A bit outside of the noisy and hectic city we then furthermore explored 2 very special insider's tips. One of them was the dance school Nrityagram, built like a small idyllic village, where they teach traditional Indian dance and where we were allowed to watch the rehearsal for a dance performance. In their photo gallery we could see that also Mick Jagger was a guest once. The other one was Pyramid Valley, where we visited the world's largest meditation pyramid, inside which it is said that the positive effects of meditation are tripled. A few facts to wonder about: The pyramid is as high as a 10 storey building, can hold 5 000 meditators at once and contains 640 natural crystals from the Himalayas, which should, in addition to its geometry, enhance the pyramid's cosmic energy. For home use or on the go, you can buy funny paper hats in pyramid shape in the shop next door. Then nothing should hinder your enlightenment ;-)

Hampi :

Once again, as it so often happens in India, the contrast couldn't be greater. From the busy hightech metropolis of Bangalore we made the trip to Hampi: historical ruins, UNESCO World Heritage Site and one of the most spectacular places we visited in India. At 6 a.m. our bus arrived in the foggy, just awakening small town. At the river bank, where we wanted to cross by ferry to reach our guest house, half of the village had already gathered for their daily morning washing and bathing. Still sleepy and exhausted from our as usual bumpy night bus ride, we accepted, without much thinking, the offer of our friendly rickshaw driver to meet again after breakfast, so that he could bring us in his three-wheeled taxi to all the sights and ruins for the rest of the day.

After a hearty breakfast with plenty of coffee, garlic and ginger-carrot-orange juice, our secret recipe to recover from exhausting bus rides, we met again with our driver at 11 a.m., just in time for the onset of midday heat. Who is stupid enough to go sightseeing during the worst heat of the day? Right, us, of course! As I said, we felt so drained and tired that we had not thought about this important detail. As a small consolation, not many had had the same stupid idea and the sights were not busy at all. The program included highlights such as the viewpoint Hemakuta Hill, Ganesha Temple, Lotus Mahal, the historical Elephant Stables and Vitthala Temple. On our day trip we didn't get even close to see everything. For hours and days you can wander here in the sweltering heat through almost endless, impressive ruins and sit in the shade of coconut stalls to cool off, while sipping coconut water with a straw from fresh machete opened nuts.

Our guest house next to the river, a tip of Swarnab from Bangalore, was the last one at the end of the dirt road and accordingly quiet, with a hammock just outside the room, delicious food and 2 Great Danes. Situated right on the edge of an impressive boulder landscape, that looks as if a giant baby played marbles with the rocks, our accommodation was a climbers' paradise and most of its guests enthusiastic climbers from all over the world. Every day, just in time for sunrise and sunset, since only then the temperatures were bearable, they set out with their climbing mats strapped to their backs to scale the various rocks.

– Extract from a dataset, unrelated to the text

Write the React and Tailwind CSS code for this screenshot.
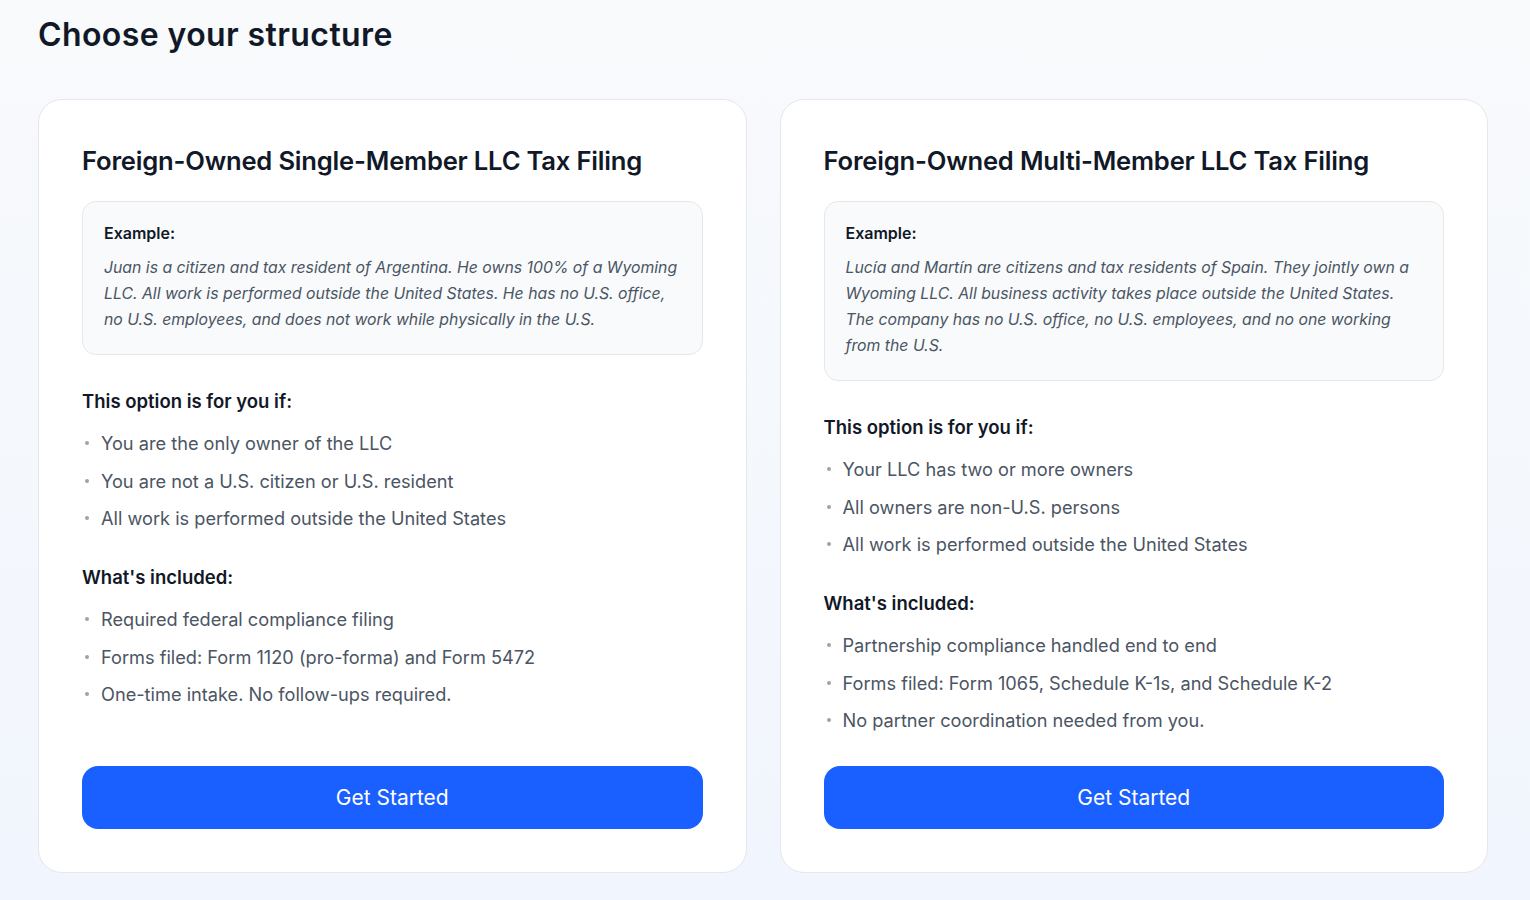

For our last night we safed a very special highlight. About an hour before sunset, we set out on foot to the nearby Hanuman temple, which in the end was further away than the village population had described. A quarter of an hour before sunset, we then hired a young, totally overpriced rickshaw driver named Hanuman, like the monkey God, for the last couple of hundred meters to get to the foot of the mountain. Then we still had to climb about 500 steps up to the temple as fast as possible to enjoy the breathtaking sunset totally exhausted and out of breath just right in time. But every cumbersome step was worth it!